I will always choose a character over a script. If a script is okay but the character is brilliant, I’ll still do it. There may be other actors for whom the script is paramount. For me it’s creating the character – without getting too pretentious about it – that is the really exciting interesting bit.

Eddie Carbone is about as interesting as they come. The guy’s homophobic, although he’s not intelligent enough to realise that. He can’t get it up; his wife is complaining that he’s not being a husband. He’s got an unhealthy obsession with his niece. There’s lots about him which is not particularly likeable. That’s the challenge, to play this guy and not just make him reprehensible but try and make people understand what makes him tick and why he is the way he is. With Eddie, the language often tries to take you down a path where you’re just berating everyone. I’m trying to start Eddie off as a regular guy, because that makes the fall more intense, it makes the tragedy more interesting. I’m trying to find anything in there I can that’s gentle, understanding, loving, certainly at the beginning.

Sometimes American actors find it difficult to play the bad guy. They overdo it. They’re frightened of making them real. Their culture is all about the hero and the bad guy is only there to be vanquished, whereas we have Richard III or Macbeth. We have a tradition of understanding, if not venerating, badness for want of a better word. Very few people intend to be evil. They’ve all got a mother or a sister or somebody that they will be tender and nice to, even if it’s a puppy.

Having done Death Of A Salesman in the 90s at the National, I heard every line from that play over months and months. You realise what an amazing writer Miller is, what a true constructor of plot he is and how no lines are wasted, everything connects to something else, there’s always a reason.

I wasn’t sure initially how you take this very classic traditional play and do what Ivo is doing with it; essentially that seems to be stripping everything away that will get in the way of you and Arthur Miller’s intentions. By eliminating set, eliminating props, keeping it to the actors talking to each other, that’s all you have to concentrate on. You’re getting the play, you’re getting the story, you’re getting the relationships of the characters and you’re not watching actors being impressive with props. It’s been incredibly exciting. I hope it’s as rewarding for the audience as it has been for us because we’ve all really responded to it.

I did law for a year, didn’t like it and perversely chose the diametric opposite. I thought if I’m going to spend my life doing something I want it to be interesting. So I went to university and I did an English and Drama degree. I had a great training and then I went into rep at the time when you could nine plays in nine months. I went to the RSC. Ralph Fiennes was there, David Calder was there, Anton Lesser… it was a phenomenal roll call of actors who you not only got to see on stage but off stage. That’s just as important, to see how those guys behave off stage. If they all ran around like pompous arses it wouldn’t be something you wanted to get involved with, but it was intelligent, humble and complimentary. I just remember thinking “I want to be a part of this.”
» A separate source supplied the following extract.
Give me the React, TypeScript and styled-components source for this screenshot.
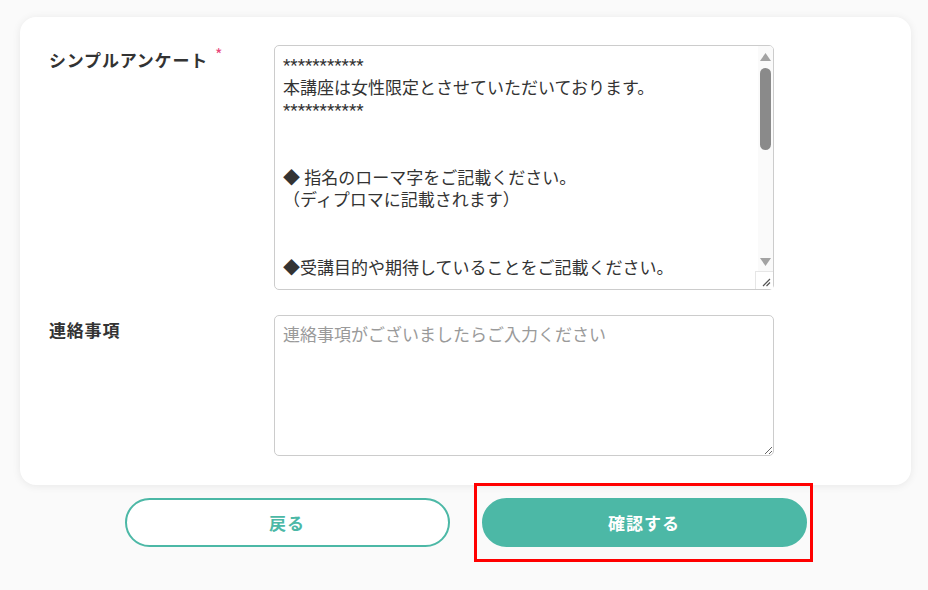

I don’t sit around at home playing chess with my career. It’s kind of random and it just so happens that over the last 12 years all the film parts that have been turning up have been too interesting to say no to.

With movies you tend to work at home, bring your performance in and hope it slots in with everybody on the day. You spend day after day dovetailing your idea of character with everybody else’s idea of theirs. I can’t think of anything better than going to work and spending all day talking about Arthur Miller and the characters he’s created.

I genuinely don’t really care what people think. I’ve had successes, I’ve had failures, life goes on. I think when you’re a young man, every job takes on significance because you want to impress and have success with it that will bring more work. That isn’t the issue now for me, the issue now is being able to enjoy the process.